Earlier this month, a state appellate court issued a written opinion in a Florida premises liability lawsuit discussing whether the plaintiff’s case should be able to proceed toward trial despite the fact that the hazard causing her fall was open and obvious. The court concluded that, despite the obvious nature of the hazard, the defendant condo association was not relieved from repairing the known hazard. Thus, the court held that while the plaintiff could not proceed with a failure-to-warn claim against the defendant, her claim based on negligent maintenance of the property.
The Plaintiff’s Injuries
As the court explained the facts in its opinion, the plaintiff owned property in the defendant condo association and had lived there for the past 15 years.

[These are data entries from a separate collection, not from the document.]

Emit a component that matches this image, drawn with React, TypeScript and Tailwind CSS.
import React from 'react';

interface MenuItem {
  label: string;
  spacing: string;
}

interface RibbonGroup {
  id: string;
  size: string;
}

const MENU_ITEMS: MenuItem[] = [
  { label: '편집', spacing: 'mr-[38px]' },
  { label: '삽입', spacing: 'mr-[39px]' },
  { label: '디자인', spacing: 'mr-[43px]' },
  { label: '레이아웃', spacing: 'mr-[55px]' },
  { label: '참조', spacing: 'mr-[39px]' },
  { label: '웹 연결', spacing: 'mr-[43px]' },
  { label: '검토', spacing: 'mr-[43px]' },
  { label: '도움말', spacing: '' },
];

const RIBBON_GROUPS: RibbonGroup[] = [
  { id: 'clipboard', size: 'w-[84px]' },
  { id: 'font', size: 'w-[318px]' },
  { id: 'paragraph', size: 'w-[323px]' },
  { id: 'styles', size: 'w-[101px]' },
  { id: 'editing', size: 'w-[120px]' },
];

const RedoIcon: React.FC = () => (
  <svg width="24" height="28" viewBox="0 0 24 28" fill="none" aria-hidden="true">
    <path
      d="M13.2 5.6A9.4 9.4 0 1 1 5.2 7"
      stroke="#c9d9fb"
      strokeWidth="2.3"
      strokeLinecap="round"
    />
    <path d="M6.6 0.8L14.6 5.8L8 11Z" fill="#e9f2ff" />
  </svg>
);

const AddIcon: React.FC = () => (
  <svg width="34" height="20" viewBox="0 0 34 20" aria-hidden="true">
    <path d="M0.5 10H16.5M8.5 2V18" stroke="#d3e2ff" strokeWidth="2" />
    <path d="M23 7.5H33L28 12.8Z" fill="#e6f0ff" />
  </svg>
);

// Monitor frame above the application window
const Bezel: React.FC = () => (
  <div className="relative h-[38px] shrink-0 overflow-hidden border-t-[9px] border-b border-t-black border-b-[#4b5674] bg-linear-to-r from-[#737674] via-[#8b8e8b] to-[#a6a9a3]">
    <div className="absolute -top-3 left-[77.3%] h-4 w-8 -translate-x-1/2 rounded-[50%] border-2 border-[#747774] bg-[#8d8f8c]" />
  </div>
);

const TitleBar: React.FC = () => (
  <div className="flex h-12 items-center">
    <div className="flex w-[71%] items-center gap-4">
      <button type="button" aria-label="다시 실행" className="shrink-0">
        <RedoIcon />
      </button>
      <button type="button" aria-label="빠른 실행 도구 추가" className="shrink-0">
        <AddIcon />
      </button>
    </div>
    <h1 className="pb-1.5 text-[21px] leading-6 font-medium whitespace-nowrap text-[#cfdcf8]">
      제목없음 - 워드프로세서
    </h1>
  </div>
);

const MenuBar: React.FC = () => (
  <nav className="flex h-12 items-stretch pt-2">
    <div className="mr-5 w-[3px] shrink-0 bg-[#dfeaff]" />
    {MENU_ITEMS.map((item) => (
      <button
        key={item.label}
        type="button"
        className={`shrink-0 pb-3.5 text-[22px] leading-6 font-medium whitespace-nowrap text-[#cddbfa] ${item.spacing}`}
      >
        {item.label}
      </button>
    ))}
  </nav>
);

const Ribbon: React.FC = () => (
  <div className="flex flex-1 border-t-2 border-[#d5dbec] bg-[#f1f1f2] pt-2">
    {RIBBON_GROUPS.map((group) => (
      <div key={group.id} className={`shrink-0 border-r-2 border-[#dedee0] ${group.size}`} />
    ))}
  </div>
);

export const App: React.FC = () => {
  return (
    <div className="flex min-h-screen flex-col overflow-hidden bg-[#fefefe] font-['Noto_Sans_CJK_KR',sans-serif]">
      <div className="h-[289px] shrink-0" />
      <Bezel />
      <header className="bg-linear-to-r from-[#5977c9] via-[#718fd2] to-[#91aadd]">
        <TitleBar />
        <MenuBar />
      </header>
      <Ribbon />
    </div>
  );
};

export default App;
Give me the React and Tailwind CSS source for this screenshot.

One day, the plaintiff was walking on the sidewalk in an area where she regularly traveled when she tripped on an unlevel sidewalk. The plaintiff sustained serious injuries as a result of the fall and filed a Florida personal injury case naming the condo association as a defendant.
In a pre-trial motion for summary judgment, the condo association argued that the unlevel sidewalk was an open and obvious hazard and because of that, the plaintiff could not recover for her injuries. The trial court agreed, finding that as a matter of law, uneven pavement is considered an open and obvious hazard, and dismissed the plaintiff’s case. The plaintiff filed an appeal.